Transport strategies with an emphasis on micromobility are being developed by the ACT Government and Gold Coast City Council, with both going to their communities to gain public input to the final plans.
The ACT’s proposed Active Travel Plan is a “huge leap in the right direction for Canberra”, according to the Territory’s peak bike advocacy group, Pedal Power ACT.
“It recognises that enabling and supporting active travel is essential for our growing city. It provides structure around how government will deliver this,” Pedal Power declares on its website.
“It also includes an outline of the investment criteria for active travel projects, which has been a gap in the ACT’s investment framework.”
The Active Travel focused on five priorities to strengthen active travel and improve quality of life:
- 1. Safe infrastructure for walking and cycling
- 2. A better connected and maintained walking and cycling network
- 3. Supporting new types of active travel
- 4. Making active travel and bicycle parking easy
- 5. Supporting behaviour change and working with communities
An introduction to the draft plan says the city’s original design and layout delivered many benefits, including plenty of large open spaces to walk and ride for recreation.
“But it has also led to a low-density, spread-out city, with street layouts that aren’t always ideal for active travel or public transport. This has led to many people being reliant on the private motor vehicle, even for short trips,” it says.
The draft says Canberrans drive more car kilometres per person than residents in any other Australian city, and population growth is set to boost those ACT kilometres by almost a third by the 2030s. That is expected to cause “traffic gridlock and a loss of the great quality of life Canberra is known for”.
“In economic terms, the daily cost of road congestion is forecast to increase from $800,000 per day in 2016 to $1.5 million per day in 2031,” according to the report.
“Planning for a compact and efficient city which enables more people to choose active travel – together with public transport – will help avoid these congestion challenges as our city grows.”

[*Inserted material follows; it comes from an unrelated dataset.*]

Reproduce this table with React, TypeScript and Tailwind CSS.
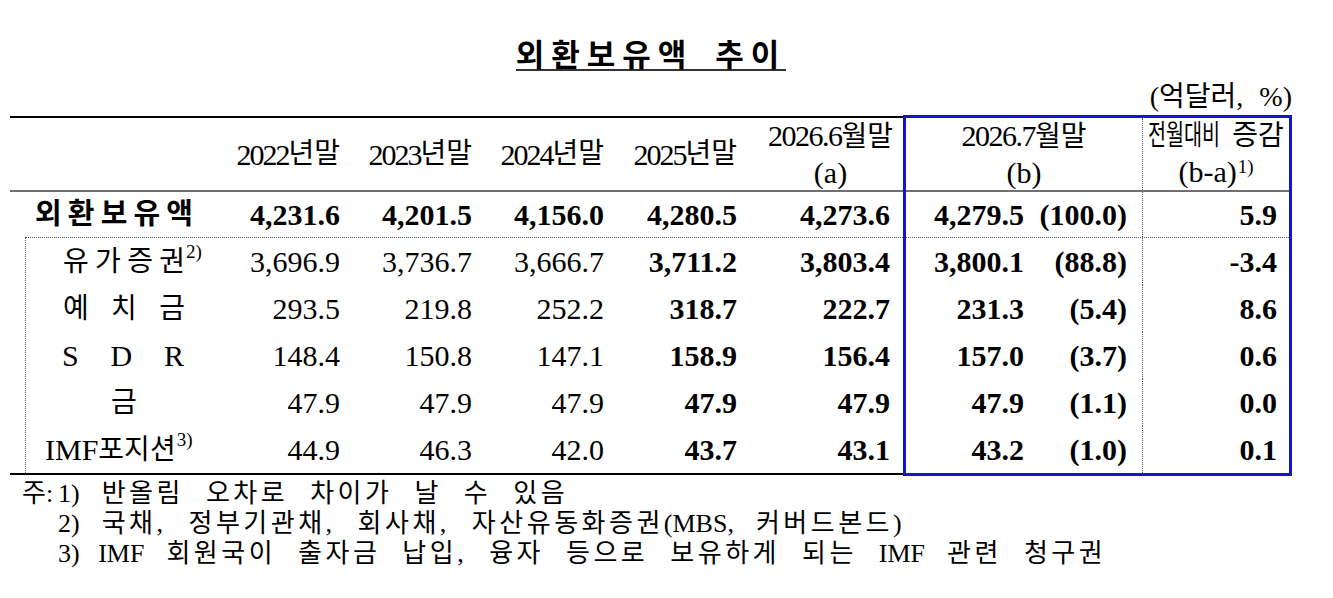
import React from 'react';

// 외환보유액 추이 table (unit: 억달러, %)
const blue = 'border-[#1414cf]';

const subRows = [
  { label: 'sec', v: ['3,696.9', '3,736.7', '3,666.7', '3,711.2', '3,803.4'], b: '3,800.1', p: '(88.8)', d: '-3.4' },
  { label: 'dep', v: ['293.5', '219.8', '252.2', '318.7', '222.7'], b: '231.3', p: '(5.4)', d: '8.6' },
  { label: 'sdr', v: ['148.4', '150.8', '147.1', '158.9', '156.4'], b: '157.0', p: '(3.7)', d: '0.6' },
  { label: 'gold', v: ['47.9', '47.9', '47.9', '47.9', '47.9'], b: '47.9', p: '(1.1)', d: '0.0' },
  { label: 'imf', v: ['44.9', '46.3', '42.0', '43.7', '43.1'], b: '43.2', p: '(1.0)', d: '0.1' },
];

const colW = ['w-[138px]', 'w-[132px]', 'w-[132px]', 'w-[133px]', 'w-[156px]'];
const colPr = ['pr-[10px]', 'pr-[10px]', 'pr-[10px]', 'pr-[10px]', 'pr-[13px]'];

function Spread({ chars, className = '' }: { chars: string[]; className?: string }) {
  return (
    <div className={`flex w-[122px] justify-between ${className}`}>
      {chars.map((c, i) => (
        <span key={i}>{c}</span>
      ))}
    </div>
  );
}

function Sup({ children }: { children: React.ReactNode }) {
  return <sup className="ml-[1px] text-[19px]">{children}</sup>;
}

// latin bits in the notes keep normal spacing
function L({ children }: { children: React.ReactNode }) {
  return <span className="tracking-normal">{children}</span>;
}

function SubLabel({ kind }: { kind: string }) {
  if (kind === 'sec')
    return (
      <div className="flex items-center pl-[37px]">
        <Spread chars={['유', '가', '증', '권']} className="text-[28px]" />
        <Sup>2)</Sup>
      </div>
    );
  if (kind === 'dep')
    return (
      <div className="flex items-center pl-[37px]">
        <Spread chars={['예', '치', '금']} className="text-[28px]" />
      </div>
    );
  if (kind === 'sdr')
    return (
      <div className="flex items-center pl-[36px]">
        <Spread chars={['S', 'D', 'R']} />
      </div>
    );
  if (kind === 'gold')
    return (
      <div className="ml-[37px] flex w-[122px] items-center justify-center text-[28px]">
        금
      </div>
    );
  return (
    <div className="flex items-center whitespace-nowrap pl-[19px]">
      <span>IMF</span>
      <span className="text-[28px]">포지션</span>
      <Sup>3)</Sup>
    </div>
  );
}

function YearHead({ year, w }: { year: string; w: string }) {
  return (
    <div className={`flex h-full items-center justify-end pr-[10px] ${w}`}>
      <span className="tracking-[-2px]">{year}</span>
      <span className="text-[28px]">년말</span>
    </div>
  );
}

export default function App() {
  return (
    <div className="h-[598px] w-[1333px] overflow-hidden bg-white text-[30px] text-black font-['Liberation_Serif','Noto_Sans_CJK_KR',serif]">
      <div className="h-[37px]" />
      {/* Title */}
      <div className="ml-[10px] flex h-[34px] w-[1282px] justify-center">
        <span className="inline-block border-b-2 border-[#333] pb-[1px] text-[31px] leading-[31px] font-bold tracking-[7px] [word-spacing:8px] font-['Noto_Sans_CJK_KR',sans-serif]">
          외환보유액 추이
        </span>
      </div>
      {/* Unit */}
      <div className="ml-[10px] flex h-[45px] w-[1282px] items-center justify-end pt-[7px] text-[28px] leading-none">
        <span>(억달러,</span>
        <span className="ml-[16px]">%)</span>
      </div>

      {/* Table */}
      <div className="ml-[10px] flex items-start">
        {/* left block */}
        <div className="w-[893px] border-t-2 border-b-2 border-black">
          <div className="flex h-[74px] border-b-2 border-[#707070]">
            <div className="w-[202px]" />
            <YearHead year="2022" w="w-[138px]" />
            <YearHead year="2023" w="w-[132px]" />
            <YearHead year="2024" w="w-[132px]" />
            <YearHead year="2025" w="w-[133px]" />
            <div className="flex h-full w-[156px] items-center justify-end pr-[10px]">
              <div className="flex flex-col items-center leading-[36px]">
                <div>
                  <span className="tracking-[-1.5px]">2026.6</span>
                  <span className="text-[28px]">월말</span>
                </div>
                <div>(a)</div>
              </div>
            </div>
          </div>

          <div className="flex h-[45px] items-center font-bold">
            <div className="w-[202px] pl-[25px]">
              <div className="flex w-[158px] justify-between text-[29px]">
                {['외', '환', '보', '유', '액'].map((c) => (
                  <span key={c}>{c}</span>
                ))}
              </div>
            </div>
            {['4,231.6', '4,201.5', '4,156.0', '4,280.5', '4,273.6'].map((v, i) => (
              <div key={i} className={`text-right ${colW[i]} ${colPr[i]}`}>
                {v}
              </div>
            ))}
          </div>

          <div className="ml-[15px] border-l border-t border-dotted border-[#555]">
            {subRows.map((r) => (
              <div key={r.label} className="flex h-[47px] items-center">
                <div className="w-[186px]">
                  <SubLabel kind={r.label} />
                </div>
                {r.v.map((v, i) => (
                  <div key={i} className={`text-right ${colW[i]} ${colPr[i]} ${i >= 3 ? 'font-bold' : ''}`}>
                    {v}
                  </div>
                ))}
              </div>
            ))}
          </div>
        </div>

        {/* highlighted block */}
        <div className={`-mt-px w-[389px] border-[3px] ${blue}`}>
          <div className="flex h-[74px] border-b-2 border-[#707070]">
            <div className="flex w-[237px] flex-col items-center justify-center border-r border-dotted border-[#555] leading-[36px]">
              <div>
                <span className="tracking-[-1.5px]">2026.7</span>
                <span className="text-[28px]">월말</span>
              </div>
              <div>(b)</div>
            </div>
            <div className="flex w-[146px] flex-col items-center justify-center leading-[36px]">
              <div className="flex items-center whitespace-nowrap text-[28px]">
                <span className="inline-block w-[78px]">
                  <span className="inline-block origin-left scale-x-[0.7]">전월대비</span>
                </span>
                <span className="ml-[6px]">증감</span>
              </div>
              <div>
                (b-a)<Sup>1)</Sup>
              </div>
            </div>
          </div>

          <div className="flex h-[46px] items-center border-b border-dotted border-[#555] font-bold">
            <div className="flex h-full w-[237px] items-center border-r border-dotted border-[#555]">
              <div className="w-[124px] pr-[6px] text-right">4,279.5</div>
              <div className="w-[112px] pr-[15px] text-right">(100.0)</div>
            </div>
            <div className="w-[146px] pr-[12px] text-right">5.9</div>
          </div>

          {subRows.map((r) => (
            <div key={r.label} className="flex h-[47px] items-center font-bold">
              <div className="flex h-full w-[237px] items-center border-r border-dotted border-[#555]">
                <div className="w-[124px] pr-[6px] text-right">{r.b}</div>
                <div className="w-[112px] pr-[15px] text-right">{r.p}</div>
              </div>
              <div className="w-[146px] pr-[12px] text-right">{r.d}</div>
            </div>
          ))}
        </div>
      </div>

      {/* Notes */}
      <div className="mt-[3px] whitespace-nowrap pl-[22px] text-[26px] leading-[30px] tracking-[3.5px] [word-spacing:12px]">
        <div className="flex">
          <span className="w-[36px] tracking-normal">주:</span>
          <span>
            <L>1)</L> 반올림 오차로 차이가 날 수 있음
          </span>
        </div>
        <div className="pl-[36px]">
          <L>2)</L> 국채, 정부기관채, 회사채, 자산유동화증권<L>(MBS,</L> 커버드본드<L>)</L>
        </div>
        <div className="pl-[36px]">
          <L>3) IMF</L> 회원국이 출자금 납입, 융자 등으로 보유하게 되는 <L>IMF</L> 관련 청구권
        </div>
      </div>
    </div>
  );
}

A foreword from the ACT Minister Transport, Chris Steel, states supporting and promoting active travel, for a shift to more sustainable forms of transport, will also help the Territory cut transport emissions and make progress towards a zero-emission future.
He says the Active Travel Plan is aimed at creating active streets that are “safe, accessible and walkable – designed for people and bikes, not cars”.

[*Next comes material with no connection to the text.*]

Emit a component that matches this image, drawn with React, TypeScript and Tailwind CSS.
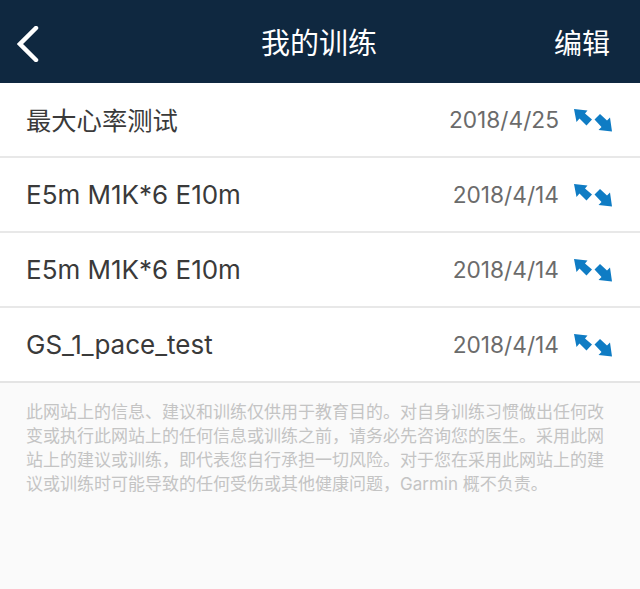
const font = { fontFamily: 'Inter, "Noto Sans CJK SC", sans-serif' };

const workouts = [
  { name: "最大心率测试", date: "2018/4/25", row: "h-[72.5px]", nameSize: "text-[25.3px]" },
  { name: "E5m M1K*6 E10m", date: "2018/4/14", row: "h-[75px]", nameSize: "text-[26px]" },
  { name: "E5m M1K*6 E10m", date: "2018/4/14", row: "h-[75px]", nameSize: "text-[26px]" },
  { name: "GS_1_pace_test", date: "2018/4/14", row: "h-[75px]", nameSize: "text-[26px]" },
];

function SyncIcon() {
  return (
    <svg width="39" height="23" viewBox="0 0 39 23" className="shrink-0">
      <path d="M0 0 L13.5 1.5 L11 4.5 L18 10.5 L12.5 16.5 L5.5 9.5 L2.5 13 Z" fill="#0f7cc4" />
      <path d="M38 22.5 L24.5 21 L27.5 18 L20.5 10.5 L26 5 L33 11.5 L36 8.5 Z" fill="#0f7cc4" />
    </svg>
  );
}

export default function App() {
  return (
    <div style={font} className="flex h-[589px] w-[640px] flex-col overflow-hidden bg-[#fafafa]">
      <header className="flex h-[83px] shrink-0 items-center justify-between bg-[#0f2840] pl-[17px] pr-[30px] pt-[4px] text-white">
        <svg width="22" height="36" viewBox="0 0 22 36">
          <path d="M19 2 L3 18 L19 34" fill="none" stroke="white" strokeWidth="4.5" strokeLinecap="round" strokeLinejoin="miter" />
        </svg>
        <h1 className="pl-[45px] text-[29px] leading-none">我的训练</h1>
        <button className="text-[28px] leading-none">编辑</button>
      </header>
      <ul className="border-b-2 border-[#e4e4e4] bg-white">
        {workouts.map((w, i) => (
          <li
            key={i}
            className={`flex ${w.row} items-center border-t-2 border-[#e8e8e8] pl-[26px] pr-[27px] pt-[2px] first:border-t-0`}
          >
            <span className={`flex-1 ${w.nameSize} leading-none text-[#3a3a3a]`}>{w.name}</span>
            <span className="mr-[15px] text-[22.7px] leading-none text-[#6b6b6b]">{w.date}</span>
            <SyncIcon />
          </li>
        ))}
      </ul>
      <p className="px-[26px] pt-[17px] text-[17px] leading-[24.3px] text-[#c4c4c4]">
        此网站上的信息、建议和训练仅供用于教育目的。对自身训练习惯做出任何改变或执行此网站上的任何信息或训练之前，请务必先咨询您的医生。采用此网站上的建议或训练，即代表您自行承担一切风险。对于您在采用此网站上的建议或训练时可能导致的任何受伤或其他健康问题，Garmin 概不负责。
      </p>
    </div>
  );
}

The Minister addressed a Pedal Power member forum on 28 July and encouraged community input to the plan.
Pedal Power ACT has provided feedback on several aspects of the draft, including its proposal to cut the speed limit on local roads to 40kmh.
The advocacy group wants that cut further to 30kmh, citing “clear evidence” that it would reduce serious injury risk, and called on the ACT Government to consult with the community on a 30kmh speed limit in residential areas.
It is also calling for an implementation plan with timelines on when the plan’s objectives would be carried out.
Gold Coast Transport Strategy
On 16th July, Gold Coast City Council launched community consultation for its transport strategy, citing transport as one of the city’s most important issues as it faces projected population growth from 650,000 to more than one million by 2041.
“This population surge requires us to ensure we get transport right. Addressing traffic congestion will require not only new infrastructure but clever new thinking that doesn’t always include a private motor vehicle,” according to Mayor Tom Tate.
Mayor Tate said this shift had already begun with the uptake of electric vehicles, autonomous vehicles, ride-sharing and e-mobility technology.
A total of 39,700 people used the city’s bike share scheme during the first second quarter of 2022, for 105,500 trips.
A community survey is being conducted until 14th August 2022 to inform a future Transport and Infrastructure Committee and the final strategy.